-- START Data provided --

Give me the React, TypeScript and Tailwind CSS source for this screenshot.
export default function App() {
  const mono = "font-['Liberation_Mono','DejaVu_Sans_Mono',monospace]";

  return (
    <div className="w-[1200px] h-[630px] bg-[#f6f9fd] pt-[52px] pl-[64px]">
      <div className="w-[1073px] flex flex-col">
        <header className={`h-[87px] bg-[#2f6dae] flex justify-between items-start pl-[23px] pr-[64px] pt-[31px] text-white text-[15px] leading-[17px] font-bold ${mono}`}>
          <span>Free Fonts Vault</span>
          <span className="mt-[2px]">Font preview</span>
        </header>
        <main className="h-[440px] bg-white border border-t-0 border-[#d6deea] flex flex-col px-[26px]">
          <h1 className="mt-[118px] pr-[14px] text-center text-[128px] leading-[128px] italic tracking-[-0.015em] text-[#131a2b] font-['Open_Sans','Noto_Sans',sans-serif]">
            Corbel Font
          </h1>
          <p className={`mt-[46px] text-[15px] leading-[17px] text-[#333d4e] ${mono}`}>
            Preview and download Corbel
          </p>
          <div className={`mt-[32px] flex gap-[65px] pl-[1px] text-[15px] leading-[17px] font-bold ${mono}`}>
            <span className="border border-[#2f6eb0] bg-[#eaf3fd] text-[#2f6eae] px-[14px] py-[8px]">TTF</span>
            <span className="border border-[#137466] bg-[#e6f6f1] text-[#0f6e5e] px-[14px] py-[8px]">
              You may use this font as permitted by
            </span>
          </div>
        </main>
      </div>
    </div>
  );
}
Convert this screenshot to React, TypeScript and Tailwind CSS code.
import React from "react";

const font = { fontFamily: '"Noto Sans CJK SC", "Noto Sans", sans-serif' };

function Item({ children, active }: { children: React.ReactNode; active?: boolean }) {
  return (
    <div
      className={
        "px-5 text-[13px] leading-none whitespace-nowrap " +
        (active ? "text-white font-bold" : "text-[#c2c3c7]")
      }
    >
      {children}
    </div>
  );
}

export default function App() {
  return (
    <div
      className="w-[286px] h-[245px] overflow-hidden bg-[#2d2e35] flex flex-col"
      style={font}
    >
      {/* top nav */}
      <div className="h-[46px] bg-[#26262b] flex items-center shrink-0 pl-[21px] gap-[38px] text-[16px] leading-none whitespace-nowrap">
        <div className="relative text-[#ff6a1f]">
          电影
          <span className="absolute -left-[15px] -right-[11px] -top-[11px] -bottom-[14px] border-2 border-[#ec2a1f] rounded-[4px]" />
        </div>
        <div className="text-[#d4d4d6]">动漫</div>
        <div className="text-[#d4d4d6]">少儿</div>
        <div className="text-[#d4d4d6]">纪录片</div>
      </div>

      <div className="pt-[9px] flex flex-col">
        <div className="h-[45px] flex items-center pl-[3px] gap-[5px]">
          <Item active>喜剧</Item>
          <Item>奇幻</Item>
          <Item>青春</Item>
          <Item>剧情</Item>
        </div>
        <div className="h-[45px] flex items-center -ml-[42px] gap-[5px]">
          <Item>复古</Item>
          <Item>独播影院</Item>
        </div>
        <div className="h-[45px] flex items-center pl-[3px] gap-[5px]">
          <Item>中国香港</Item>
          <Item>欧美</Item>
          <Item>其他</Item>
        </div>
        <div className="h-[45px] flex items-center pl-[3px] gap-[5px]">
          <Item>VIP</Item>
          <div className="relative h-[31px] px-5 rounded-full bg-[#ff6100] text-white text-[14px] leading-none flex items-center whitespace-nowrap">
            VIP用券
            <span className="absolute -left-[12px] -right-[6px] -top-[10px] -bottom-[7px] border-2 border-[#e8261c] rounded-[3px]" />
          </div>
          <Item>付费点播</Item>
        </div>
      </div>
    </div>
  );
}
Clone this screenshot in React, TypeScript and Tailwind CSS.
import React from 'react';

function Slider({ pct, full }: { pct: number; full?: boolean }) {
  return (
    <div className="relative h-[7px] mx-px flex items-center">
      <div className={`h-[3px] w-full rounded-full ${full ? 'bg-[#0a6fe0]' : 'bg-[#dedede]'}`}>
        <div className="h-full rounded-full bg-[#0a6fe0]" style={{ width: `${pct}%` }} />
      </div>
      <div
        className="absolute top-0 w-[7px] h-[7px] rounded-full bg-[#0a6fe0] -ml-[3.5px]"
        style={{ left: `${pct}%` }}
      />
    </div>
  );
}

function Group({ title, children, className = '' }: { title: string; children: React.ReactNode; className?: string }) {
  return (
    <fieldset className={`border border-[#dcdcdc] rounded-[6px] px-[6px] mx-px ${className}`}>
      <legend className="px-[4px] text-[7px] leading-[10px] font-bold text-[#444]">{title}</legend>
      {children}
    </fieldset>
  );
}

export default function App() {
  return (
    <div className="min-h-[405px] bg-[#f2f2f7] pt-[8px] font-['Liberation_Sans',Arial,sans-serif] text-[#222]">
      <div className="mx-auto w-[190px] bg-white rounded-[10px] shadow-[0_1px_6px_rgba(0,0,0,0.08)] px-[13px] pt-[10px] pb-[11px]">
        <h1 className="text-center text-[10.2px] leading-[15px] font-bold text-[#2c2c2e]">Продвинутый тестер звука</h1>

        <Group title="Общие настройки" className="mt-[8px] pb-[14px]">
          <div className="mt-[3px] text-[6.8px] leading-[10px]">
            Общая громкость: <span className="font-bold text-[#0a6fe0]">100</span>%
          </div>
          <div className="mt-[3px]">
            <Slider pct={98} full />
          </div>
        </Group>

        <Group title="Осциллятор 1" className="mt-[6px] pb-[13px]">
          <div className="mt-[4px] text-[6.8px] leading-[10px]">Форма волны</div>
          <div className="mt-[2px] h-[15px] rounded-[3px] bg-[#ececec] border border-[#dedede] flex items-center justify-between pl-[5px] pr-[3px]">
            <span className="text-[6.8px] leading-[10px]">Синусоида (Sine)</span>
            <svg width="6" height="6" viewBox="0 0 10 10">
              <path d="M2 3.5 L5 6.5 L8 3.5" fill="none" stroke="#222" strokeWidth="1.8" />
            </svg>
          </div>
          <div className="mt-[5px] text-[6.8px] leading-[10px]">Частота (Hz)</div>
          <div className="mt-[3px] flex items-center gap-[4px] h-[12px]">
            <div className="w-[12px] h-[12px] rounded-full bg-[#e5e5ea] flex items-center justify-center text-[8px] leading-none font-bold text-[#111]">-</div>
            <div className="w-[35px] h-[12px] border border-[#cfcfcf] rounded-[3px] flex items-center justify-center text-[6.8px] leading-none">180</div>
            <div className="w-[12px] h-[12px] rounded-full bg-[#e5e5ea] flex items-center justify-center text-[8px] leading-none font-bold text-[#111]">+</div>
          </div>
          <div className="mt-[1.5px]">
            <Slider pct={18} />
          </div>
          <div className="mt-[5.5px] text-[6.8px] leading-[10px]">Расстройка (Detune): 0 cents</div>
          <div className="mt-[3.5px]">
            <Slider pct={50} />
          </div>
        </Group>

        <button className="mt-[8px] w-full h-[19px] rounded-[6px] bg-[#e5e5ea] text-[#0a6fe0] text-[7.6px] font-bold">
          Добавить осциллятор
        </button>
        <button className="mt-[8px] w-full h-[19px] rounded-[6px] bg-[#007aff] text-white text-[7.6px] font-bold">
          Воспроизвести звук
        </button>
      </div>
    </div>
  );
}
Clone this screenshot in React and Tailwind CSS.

-- END Data provided --

Problem description:
Gather up, from the records above, each line where the word "Clone" appears.

Output below:
Clone this screenshot in React, TypeScript and Tailwind CSS.
Clone this screenshot in React and Tailwind CSS.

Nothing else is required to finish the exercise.